Published: 5. 10. 2018   Category: GNU/Linux

File synchronization with rsync and rclone

I am keen rsync user for over 15 years. I have used rsync for very first time when Czech Linux User Group (CZLUG) released a czech variant of RedHat Linux (I think version 7.1). Everybody was downloading ISO from FTP, but the original ISO had a broken package included and it was causing the installation to fail. However, CZLUG quickly fixed the problem, but ISO was already downloaded by quite a lot of people…

Download it again on your 128 kbps will take another 10 hours! You can imagine people frustration. Fixed ISO was almost the same, but there was some small part updated containing fixed package. Member of CZLUG announced a tutorial using rsync how to update/synchronize you local broken ISO with the fixed one. And it compared CRCs of ISO's blocks and downloaded only the updated ones. WOW!

Since then I was using rsync for majority of my file transfers between computers I am accessing by SSH. I was using it on slow, unstable links, when it was the only way how to transfer file without any distortion.

I am using this one-liner, for most usual rsync file transfers:

rsync -avvHPS --rsh='ssh' src/ user@hostname:/path/dst/

Rsync has few handy options:

I have also few rsync scripts around, this one for web site update Makefile:

USERNAME = webuser
SITE     = regnet.cz
DIR      = /home/bruxy/web
EXCLUDE  = --exclude '.htaccess' --exclude 'Makefile'
OPTIONS  = --verbose --delete --stats --progress --recursive -z -e ssh \
           --inplace --partial --times $(EXCLUDE)
INPUT_DIR = $(shell pwd)/

.PHONY: copy test

copy:
    @rsync $(OPTIONS) $(INPUT_DIR) $(USERNAME)@$(SITE):$(DIR)
test:
    rsync --dry-run $(OPTIONS) $(INPUT_DIR) $(USERNAME)@$(SITE):$(DIR)

When rsync is not enough: rclone

First situation when rsync is not enough is quite simple, you need to transfer files between different file storage systems and rclone supports a lot: S3, Google Drive, Dropbox and many more. The second problem is the way rsync is handling directories with too many files. How much is too many? From my observations, the number is not very clear and it is around several million. Rsync may hang-up and it will end with a message with „expand file_list pointer array“ and then you will press Ctrl-c:
[sender] expand file_list pointer array to 524288 bytes, did move
[sender] expand file_list pointer array to 1048576 bytes, did move
^Crsync error: unexplained error (code 130) at rsync.c(642) [sender=3.1.3]
rsync: [sender] write error: Broken pipe (32)
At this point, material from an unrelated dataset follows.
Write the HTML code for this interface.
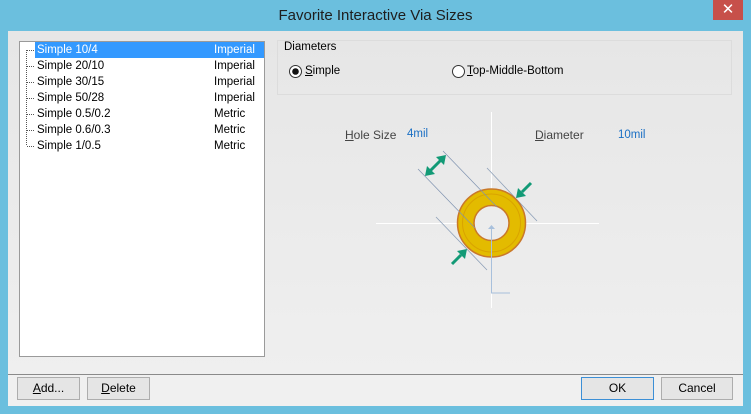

Only solution I was able to google was an advice to separate the transfer into several stages, so each stage will transfer smaller amount of file so rsync will be able handle this.

Note: When you design an application creating files, do you think about number of files it will handle? On average? In extreme situation? Will be all files stored in a one directory or in a directory tree? You can have some situation when your application will generate millions of files and operating system will start to behave weirdly. Weirdly slow, file operation utilities will complain about Argument list too long and in the worst case you can get mysterious messages about full file system even if you have plenty of free space and inodes. Nobody thinks about it until problems appear, it is life :)

Because I am quite lazy, I did not want to create some helper script to manage files and I have tried rclone.

The rclone is used little bit differently. First you need to create a configuration of your remote system. I am using it for ssh/sftp transfer so my config is listed below and it is very simple. I believe that some different file storages will need to provide some API keys, access keys and more.

Use command rclone config for interactive config creation. On Ubuntu 16.04, it is stored in ~/.config/rclone/rclone.conf and once generated it will look like similar this:

[remote_server]
type = sftp
host = 172.102.0.123
user = bruxy
key_file = /home/bruxy/.ssh/id_rsa

The file sync will use this:

rclone -v sync source/directory/ remote_server:/destination/directory/

There is also option for test run --dry-run just to see what will happen during your transfer without any action.